Many channels are now being powered by Microsoft's Web properties, which the company will maintain until it strikes partnerships with external content providers.

"We're using existing properties as a baseline for establishing channels and expanding them with what we feel is necessary," a spokesman said.

"Our goal is to make MSN Internet Start the most useful place on the Web," reads a note posted on the newly revamped site. "We'd like it to become a kind of study and a living room as well--a place where you can read, do research, discover new things, find out what is going on in the world, communicate, save time and money, even relax."

"We are planning further changes in the coming months," it added.
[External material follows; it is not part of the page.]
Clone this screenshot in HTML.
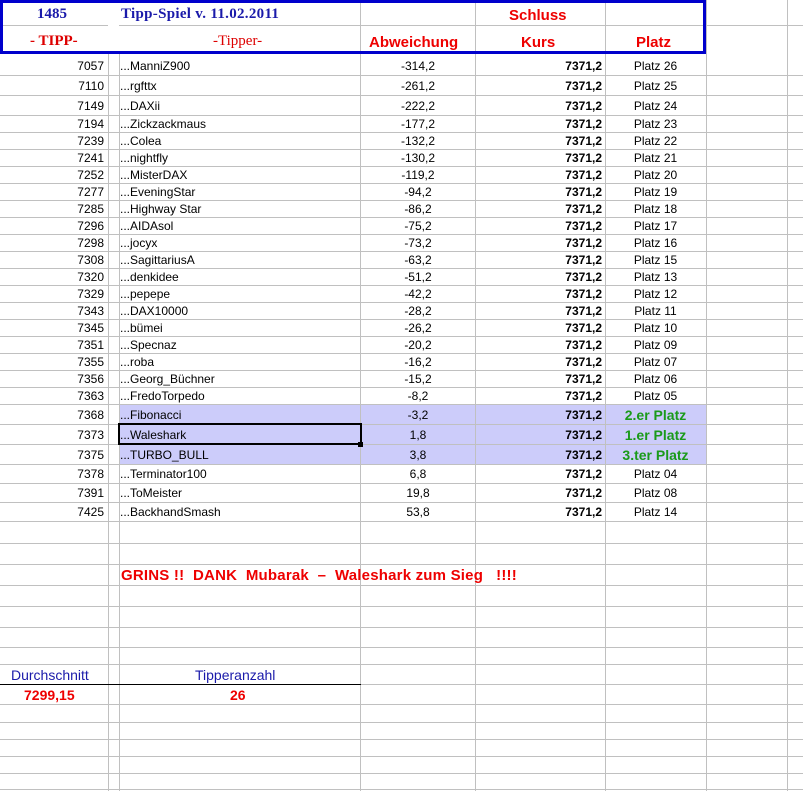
<!DOCTYPE html>
<html style="overflow:hidden;height:791px"><head><meta charset="utf-8"><style>
body{margin:0;width:803px;height:791px;background:#fff;position:relative;overflow:hidden;font-family:"Liberation Sans",Arial,sans-serif;font-size:12px;color:#000}
.h{position:absolute;left:0;width:803px;height:1px;background:#c0c0c0}
.v{position:absolute;top:0;width:1px;height:791px;background:#c0c0c0}
.r{position:absolute;left:0;width:803px}
.r div{position:absolute;top:0;height:100%;display:flex;align-items:center;white-space:nowrap}
.a{left:0;width:104px;justify-content:flex-end}
.b{left:120px}
.c{left:360px;width:116px;justify-content:center}
.d{left:476px;width:126px;justify-content:flex-end;font-weight:bold}
.e{left:605px;width:101px;justify-content:center}
.hl{position:absolute;left:119px;width:587px;background:#ccccfa}
.t{position:absolute;white-space:nowrap}
.g{color:#1a9a1a;font-weight:bold;font-size:14px}
</style></head><body>
<div class="hl" style="top:404px;height:60px"></div>
<div class="h" style="top:25px"></div>
<div class="h" style="top:75px"></div><div class="h" style="top:95px"></div><div class="h" style="top:115px"></div>
<div class="h" style="top:132px"></div><div class="h" style="top:149px"></div><div class="h" style="top:166px"></div><div class="h" style="top:183px"></div><div class="h" style="top:200px"></div><div class="h" style="top:217px"></div><div class="h" style="top:234px"></div><div class="h" style="top:251px"></div><div class="h" style="top:268px"></div><div class="h" style="top:285px"></div><div class="h" style="top:302px"></div><div class="h" style="top:319px"></div><div class="h" style="top:336px"></div><div class="h" style="top:353px"></div><div class="h" style="top:370px"></div><div class="h" style="top:387px"></div><div class="h" style="top:404px"></div>
<div class="h" style="top:424px"></div><div class="h" style="top:444px"></div><div class="h" style="top:464px"></div><div class="h" style="top:483px"></div><div class="h" style="top:502px"></div><div class="h" style="top:521px"></div>
<div class="h" style="top:543px"></div><div class="h" style="top:564px"></div><div class="h" style="top:585px"></div><div class="h" style="top:606px"></div><div class="h" style="top:627px"></div><div class="h" style="top:647px"></div><div class="h" style="top:664px"></div><div class="h" style="top:684px"></div><div class="h" style="top:704px"></div><div class="h" style="top:722px"></div><div class="h" style="top:739px"></div><div class="h" style="top:756px"></div><div class="h" style="top:773px"></div><div class="h" style="top:789px"></div>
<div class="v" style="left:108px"></div><div class="v" style="left:119px;top:53px;height:738px"></div><div class="v" style="left:360px"></div><div class="v" style="left:475px"></div><div class="v" style="left:605px"></div><div class="v" style="left:706px"></div><div class="v" style="left:787px"></div>
<div style="position:absolute;left:0;top:0;width:700px;height:48px;border:3px solid #0000cc;background:transparent"></div>
<div style="position:absolute;left:108px;top:3px;width:11px;height:48px;background:#fff"></div>
<div class="t" style="left:37px;top:6px;font:bold 15px 'Liberation Serif',serif;color:#1a1aaa">1485</div>
<div class="t" style="left:121px;top:6px;font:bold 15px 'Liberation Serif',serif;color:#1a1aaa;letter-spacing:0.3px">Tipp-Spiel v. 11.02.2011</div>
<div class="t" style="left:509px;top:7px;font:bold 15px 'Liberation Sans',sans-serif;color:#e00">Schluss</div>
<div class="t" style="left:30px;top:33px;font:bold 15px 'Liberation Serif',serif;color:#d00">- TIPP-</div>
<div class="t" style="left:213px;top:33px;font:15px 'Liberation Serif',serif;color:#d00">-Tipper-</div>
<div class="t" style="left:369px;top:34px;font:bold 15px 'Liberation Sans',sans-serif;color:#e00">Abweichung</div>
<div class="t" style="left:521px;top:34px;font:bold 15px 'Liberation Sans',sans-serif;color:#e00">Kurs</div>
<div class="t" style="left:636px;top:34px;font:bold 15px 'Liberation Sans',sans-serif;color:#e00">Platz</div>
<div class="r" style="top:56px;height:19px"><div class="a">7057</div><div class="b">...ManniZ900</div><div class="c">-314,2</div><div class="d">7371,2</div><div class="e">Platz 26</div></div>
<div class="r" style="top:76px;height:19px"><div class="a">7110</div><div class="b">...rgfttx</div><div class="c">-261,2</div><div class="d">7371,2</div><div class="e">Platz 25</div></div>
<div class="r" style="top:96px;height:19px"><div class="a">7149</div><div class="b">...DAXii</div><div class="c">-222,2</div><div class="d">7371,2</div><div class="e">Platz 24</div></div>
<div class="r" style="top:116px;height:16px"><div class="a">7194</div><div class="b">...Zickzackmaus</div><div class="c">-177,2</div><div class="d">7371,2</div><div class="e">Platz 23</div></div>
<div class="r" style="top:133px;height:16px"><div class="a">7239</div><div class="b">...Colea</div><div class="c">-132,2</div><div class="d">7371,2</div><div class="e">Platz 22</div></div>
<div class="r" style="top:150px;height:16px"><div class="a">7241</div><div class="b">...nightfly</div><div class="c">-130,2</div><div class="d">7371,2</div><div class="e">Platz 21</div></div>
<div class="r" style="top:167px;height:16px"><div class="a">7252</div><div class="b">...MisterDAX</div><div class="c">-119,2</div><div class="d">7371,2</div><div class="e">Platz 20</div></div>
<div class="r" style="top:184px;height:16px"><div class="a">7277</div><div class="b">...EveningStar</div><div class="c">-94,2</div><div class="d">7371,2</div><div class="e">Platz 19</div></div>
<div class="r" style="top:201px;height:16px"><div class="a">7285</div><div class="b">...Highway Star</div><div class="c">-86,2</div><div class="d">7371,2</div><div class="e">Platz 18</div></div>
<div class="r" style="top:218px;height:16px"><div class="a">7296</div><div class="b">...AIDAsol</div><div class="c">-75,2</div><div class="d">7371,2</div><div class="e">Platz 17</div></div>
<div class="r" style="top:235px;height:16px"><div class="a">7298</div><div class="b">...jocyx</div><div class="c">-73,2</div><div class="d">7371,2</div><div class="e">Platz 16</div></div>
<div class="r" style="top:252px;height:16px"><div class="a">7308</div><div class="b">...SagittariusA</div><div class="c">-63,2</div><div class="d">7371,2</div><div class="e">Platz 15</div></div>
<div class="r" style="top:269px;height:16px"><div class="a">7320</div><div class="b">...denkidee</div><div class="c">-51,2</div><div class="d">7371,2</div><div class="e">Platz 13</div></div>
<div class="r" style="top:286px;height:16px"><div class="a">7329</div><div class="b">...pepepe</div><div class="c">-42,2</div><div class="d">7371,2</div><div class="e">Platz 12</div></div>
<div class="r" style="top:303px;height:16px"><div class="a">7343</div><div class="b">...DAX10000</div><div class="c">-28,2</div><div class="d">7371,2</div><div class="e">Platz 11</div></div>
<div class="r" style="top:320px;height:16px"><div class="a">7345</div><div class="b">...bümei</div><div class="c">-26,2</div><div class="d">7371,2</div><div class="e">Platz 10</div></div>
<div class="r" style="top:337px;height:16px"><div class="a">7351</div><div class="b">...Specnaz</div><div class="c">-20,2</div><div class="d">7371,2</div><div class="e">Platz 09</div></div>
<div class="r" style="top:354px;height:16px"><div class="a">7355</div><div class="b">...roba</div><div class="c">-16,2</div><div class="d">7371,2</div><div class="e">Platz 07</div></div>
<div class="r" style="top:371px;height:16px"><div class="a">7356</div><div class="b">...Georg_Büchner</div><div class="c">-15,2</div><div class="d">7371,2</div><div class="e">Platz 06</div></div>
<div class="r" style="top:388px;height:16px"><div class="a">7363</div><div class="b">...FredoTorpedo</div><div class="c">-8,2</div><div class="d">7371,2</div><div class="e">Platz 05</div></div>
<div class="r" style="top:405px;height:19px"><div class="a">7368</div><div class="b">...Fibonacci</div><div class="c">-3,2</div><div class="d">7371,2</div><div class="e g">2.er Platz</div></div>
<div class="r" style="top:425px;height:19px"><div class="a">7373</div><div class="b">...Waleshark</div><div class="c">1,8</div><div class="d">7371,2</div><div class="e g">1.er Platz</div></div>
<div class="r" style="top:445px;height:19px"><div class="a">7375</div><div class="b">...TURBO_BULL</div><div class="c">3,8</div><div class="d">7371,2</div><div class="e g">3.ter Platz</div></div>
<div class="r" style="top:465px;height:18px"><div class="a">7378</div><div class="b">...Terminator100</div><div class="c">6,8</div><div class="d">7371,2</div><div class="e">Platz 04</div></div>
<div class="r" style="top:484px;height:18px"><div class="a">7391</div><div class="b">...ToMeister</div><div class="c">19,8</div><div class="d">7371,2</div><div class="e">Platz 08</div></div>
<div class="r" style="top:503px;height:18px"><div class="a">7425</div><div class="b">...BackhandSmash</div><div class="c">53,8</div><div class="d">7371,2</div><div class="e">Platz 14</div></div>
<div style="position:absolute;left:118px;top:423px;width:240px;height:18px;border:2px solid #000"></div>
<div style="position:absolute;left:358px;top:442px;width:5px;height:5px;background:#000"></div>
<div class="t" style="left:121px;top:567px;font:bold 15px 'Liberation Sans',sans-serif;color:#e00;letter-spacing:0.2px">GRINS !!&nbsp; DANK&nbsp; Mubarak&nbsp; –&nbsp; Waleshark zum Sieg&nbsp;&nbsp; !!!!</div>
<div style="position:absolute;left:0;top:684px;width:361px;height:1px;background:#000"></div>
<div class="t" style="left:11px;top:667px;font-size:14px;color:#1a1aaa">Durchschnitt</div>
<div class="t" style="left:195px;top:667px;font-size:14px;color:#1a1aaa">Tipperanzahl</div>
<div class="t" style="left:24px;top:687px;font:bold 14px 'Liberation Sans',sans-serif;color:#e00">7299,15</div>
<div class="t" style="left:230px;top:687px;font:bold 14px 'Liberation Sans',sans-serif;color:#e00">26</div>
</body></html>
Microsoft sites will begin to include MSN in their URLs. In doing so, all Microsoft traffic will be registered with one site--MSN.com, even though surfers will be taken to distinct sites. The move allows Microsoft to present advertisers with larger audience numbers.

"As you start to establish a singular identity, that's a stronger story to tell in the short term," he added. "It's certainly a business move to create a cohesive network for advertisers to know what they're buying, and we can integrate it into a single effort."

Currently, MSN.com is rated as one of the most heavily accessed site on the Internet, mainly because Microsoft's Web properties such as Expedia, CarPoint, and Investor have "MSN" in their addresses. Visitors to these sites are tabulated under the MSN.com address.

Microsoft traditionally has been vague about defining its Internet content efforts. MSN was the name of its subscription-based online service, but company executives later began using it to describe the network of Web properties it had developed in the free, nonproprietary space. Since then, Microsoft had been mum about what it would do with the MSN brand name after it renamed its proprietary service to MSN Premier.

However, tying all its Internet efforts into one name with an established brand among Internet users is a strategy reminiscent of other products.

"Can you say 'Microsoft Office'?" Kate Delhagen, an analyst at Forrester Research, asked rhetorically. Delhagen explained that bundling Microsoft's four software products into one branded package boosted sales further than marketing the products individually. By doing the same with its Web properties, Microsoft potentially could repeat history.

"It's only when they tied it all together that it took off like a rocket ship," she added.